Goal: Look through the material and copy each line holding "React".

Collected data:
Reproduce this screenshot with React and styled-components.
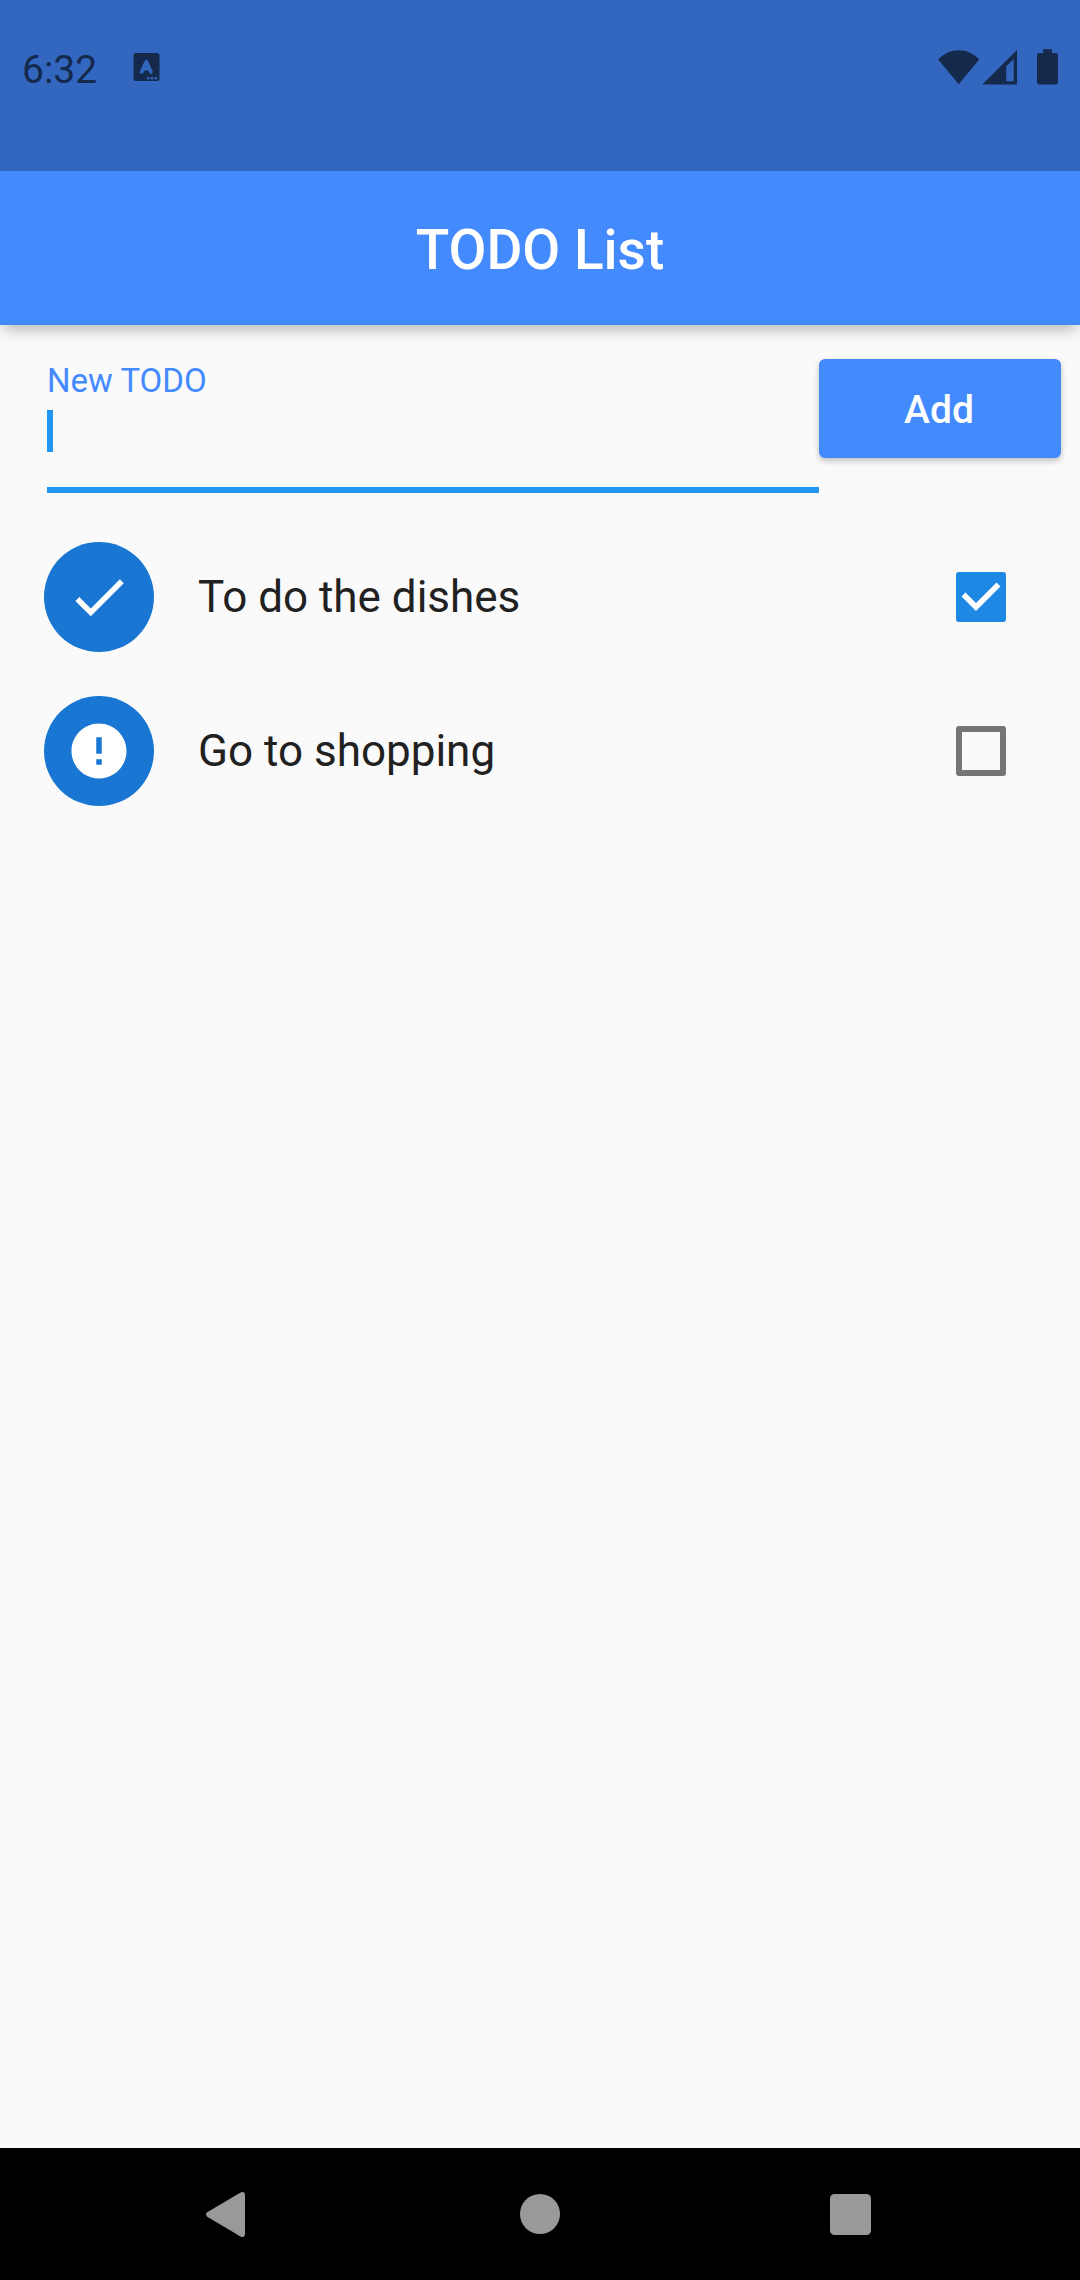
import React, { useState } from "react";
import styled, { createGlobalStyle } from "styled-components";

const colors = {
  primary: "#448aff",
  statusBar: "#3367bf",
  statusInk: "#14294c",
  accent: "#2196f3",
  avatar: "#1976d2",
  checked: "#1e88e5",
  unchecked: "#757575",
  text: "#212121",
  page: "#fafafa",
  navIcon: "#999999",
};

const GlobalStyle = createGlobalStyle`
  *, *::before, *::after { box-sizing: border-box; }
  body {
    margin: 0;
    background: ${colors.page};
    color: ${colors.text};
    font-family: Roboto, "Liberation Sans", sans-serif;
  }
  svg { display: block; }
`;

const Screen = styled.div`
  display: flex;
  flex-direction: column;
  min-height: 100vh;
`;

const StatusBar = styled.div`
  display: flex;
  align-items: center;
  justify-content: space-between;
  padding: 46px 22px 77px;
  background: ${colors.statusBar};
  color: ${colors.statusInk};
`;

const StatusGroup = styled.div`
  display: flex;
  align-items: center;
  gap: ${({ $gap }) => $gap}px;
`;

const Clock = styled.time`
  font-size: 39px;
  line-height: 48px;
`;

const AppBar = styled.header`
  position: relative;
  z-index: 1;
  display: flex;
  align-items: center;
  justify-content: center;
  height: 154px;
  padding-top: 3px;
  background: ${colors.primary};
  box-shadow: 0 8px 14px -3px rgba(0, 0, 0, 0.26);
`;

const Title = styled.h1`
  margin: 0;
  color: #fff;
  font-size: 55px;
  font-weight: 500;
  line-height: 64px;
`;

const Main = styled.main`
  flex: 1;
`;

const TodoForm = styled.form`
  display: flex;
  align-items: flex-start;
  padding: 34px 19px 27px 47px;
`;

const Field = styled.div`
  flex: 1;
  display: flex;
  flex-direction: column;
  gap: 7px;
  min-width: 0;
  padding-bottom: 35px;
  border-bottom: 6px solid ${colors.accent};
`;

const FieldLabel = styled.label`
  color: ${colors.primary};
  font-size: 33px;
  line-height: 44px;
`;

const InputWrap = styled.div`
  position: relative;
`;

const TextInput = styled.input`
  display: block;
  width: 100%;
  height: 42px;
  padding: 0;
  border: 0;
  outline: 0;
  background: transparent;
  color: ${colors.text};
  caret-color: transparent;
  font: inherit;
  font-size: 44px;
`;

const Caret = styled.span`
  position: absolute;
  top: 0;
  left: 0;
  width: 6px;
  height: 42px;
  background: ${colors.accent};
`;

const AddButton = styled.button`
  width: 242px;
  height: 99px;
  padding: 2px 2px 0 0;
  border: 0;
  border-radius: 6px;
  background: ${colors.primary};
  color: #fff;
  font: inherit;
  font-size: 39px;
  font-weight: 500;
  box-shadow: 0 3px 6px rgba(0, 0, 0, 0.24);
`;

const List = styled.ul`
  margin: 0;
  padding: 0;
  list-style: none;
`;

const Row = styled.li`
  display: flex;
  align-items: center;
  gap: 44px;
  height: 154px;
  padding: 0 74px 0 44px;
`;

const Avatar = styled.span`
  display: grid;
  place-items: center;
  width: 110px;
  height: 110px;
  border-radius: 50%;
  background: ${colors.avatar};
  color: #fff;
`;

const RowLabel = styled.label`
  flex: 1;
  font-size: 44px;
  line-height: 52px;
`;

const CheckWrap = styled.span`
  display: grid;

  > * { grid-area: 1 / 1; }
  > svg { pointer-events: none; }
`;

const CheckBox = styled.input`
  appearance: none;
  width: 50px;
  height: 50px;
  margin: 0;
  border: 6px solid ${colors.unchecked};
  border-radius: 3px;

  &:checked {
    border-color: ${colors.checked};
    background: ${colors.checked};
  }
`;

const NavBar = styled.nav`
  display: flex;
  height: 132px;
  padding: 0 72px;
  background: #000;
`;

const NavButton = styled.button`
  flex: 1;
  display: grid;
  place-items: center;
  padding: 0;
  border: 0;
  background: transparent;
  color: ${colors.navIcon};
`;

const KeyboardIcon = () => (
  <svg width="28" height="42" viewBox="0 0 28 42" aria-hidden="true">
    <rect x="0.5" y="4" width="26" height="28" rx="2.5" fill="currentColor" />
    <path
      d="M8.700 23 13.300 12.600 18 23M10.400 19.700H16.400"
      fill="none"
      stroke={colors.statusBar}
      strokeWidth="3.600"
      strokeLinecap="round"
      strokeLinejoin="round"
    />
    <g fill={colors.statusBar}>
      <rect x="14" y="28" width="2.400" height="2.400" />
      <rect x="17.800" y="28" width="2.400" height="2.400" />
      <rect x="21.600" y="28" width="2.400" height="2.400" />
    </g>
  </svg>
);

const WifiIcon = () => (
  <svg width="42" height="42" viewBox="0 0 42 42" aria-hidden="true">
    <path d="M20.7 35.3 0.2 10.4C5.8 4.5 13 1.3 20.7 1.3S35.6 4.5 41.2 10.4Z" fill="currentColor" />
  </svg>
);

const SignalIcon = () => (
  <svg width="36" height="42" viewBox="0 0 36 42" aria-hidden="true">
    <path fillRule="evenodd" d="M0.3 35.6 35 1V35.6ZM24.2 32.3H31.7V10L24.2 17.3Z" fill="currentColor" />
  </svg>
);

const BatteryIcon = () => (
  <svg width="38" height="42" viewBox="0 0 38 42" aria-hidden="true">
    <path d="M23.2 0.3H32V4H35.7Q38 4 38 6.3V33.2Q38 35.5 35.7 35.5H19.3Q17 35.5 17 33.2V6.3Q17 4 19.3 4H23.2Z" fill="currentColor" />
  </svg>
);

const DoneIcon = () => (
  <svg width="66" height="66" viewBox="0 0 24 24" aria-hidden="true">
    <path d="M9 16.17 4.83 12l-1.42 1.41L9 19 21 7l-1.41-1.41z" fill="currentColor" />
  </svg>
);

const PendingIcon = () => (
  <svg width="66" height="66" viewBox="0 0 24 24" aria-hidden="true">
    <path d="M12 2C6.48 2 2 6.48 2 12s4.48 10 10 10 10-4.48 10-10S17.52 2 12 2zm1 15h-2v-2h2v2zm0-4h-2V7h2v6z" fill="currentColor" />
  </svg>
);

const TickMark = () => (
  <svg width="50" height="50" viewBox="0 0 50 50" aria-hidden="true">
    <path d="M7.5 22.5 20 35 42.5 12.5" fill="none" stroke="#fff" strokeWidth="5.5" />
  </svg>
);

const NavGlyph = ({ children }) => (
  <svg width="48" height="48" viewBox="0 0 48 48" fill="currentColor" aria-hidden="true">
    {children}
  </svg>
);

function TodoRow({ todo, onToggle }) {
  return (
    <Row>
      <Avatar>{todo.done ? <DoneIcon /> : <PendingIcon />}</Avatar>
      <RowLabel htmlFor={todo.id}>{todo.title}</RowLabel>
      <CheckWrap>
        <CheckBox id={todo.id} type="checkbox" checked={todo.done} onChange={onToggle} />
        {todo.done && <TickMark />}
      </CheckWrap>
    </Row>
  );
}

export default function App() {
  const [todos, setTodos] = useState([
    { id: "todo-1", title: "To do the dishes", done: true },
    { id: "todo-2", title: "Go to shopping", done: false },
  ]);
  const [draft, setDraft] = useState("");

  const toggle = (id) =>
    setTodos((items) => items.map((t) => (t.id === id ? { ...t, done: !t.done } : t)));

  const addTodo = (event) => {
    event.preventDefault();
    const title = draft.trim();
    if (!title) return;
    setTodos((items) => [...items, { id: `todo-${items.length + 1}`, title, done: false }]);
    setDraft("");
  };

  return (
    <Screen>
      <GlobalStyle />
      <StatusBar>
        <StatusGroup $gap={36}>
          <Clock>6:32</Clock>
          <KeyboardIcon />
        </StatusGroup>
        <StatusGroup $gap={2}>
          <WifiIcon />
          <SignalIcon />
          <BatteryIcon />
        </StatusGroup>
      </StatusBar>
      <AppBar>
        <Title>TODO List</Title>
      </AppBar>
      <Main>
        <TodoForm onSubmit={addTodo}>
          <Field>
            <FieldLabel htmlFor="new-todo">New TODO</FieldLabel>
            <InputWrap>
              <TextInput
                id="new-todo"
                type="text"
                autoComplete="off"
                value={draft}
                onChange={(event) => setDraft(event.target.value)}
              />
              {draft === "" && <Caret />}
            </InputWrap>
          </Field>
          <AddButton type="submit">Add</AddButton>
        </TodoForm>
        <List>
          {todos.map((todo) => (
            <TodoRow key={todo.id} todo={todo} onToggle={() => toggle(todo.id)} />
          ))}
        </List>
      </Main>
      <NavBar>
        <NavButton type="button" aria-label="Back">
          <NavGlyph>
            <path d="M3.2 22.3 36.5 2.6Q41 0.8 41 5.5V43.5Q41 48.2 36.5 46.4L3.2 26.7Q1 24.5 3.2 22.3Z" />
          </NavGlyph>
        </NavButton>
        <NavButton type="button" aria-label="Home">
          <NavGlyph>
            <circle cx="24" cy="24" r="20" />
          </NavGlyph>
        </NavButton>
        <NavButton type="button" aria-label="Recent apps">
          <NavGlyph>
            <rect x="2" y="4" width="41" height="41" rx="4.5" />
          </NavGlyph>
        </NavButton>
      </NavBar>
    </Screen>
  );
}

Correct response:
Reproduce this screenshot with React and styled-components.
import React, { useState } from "react";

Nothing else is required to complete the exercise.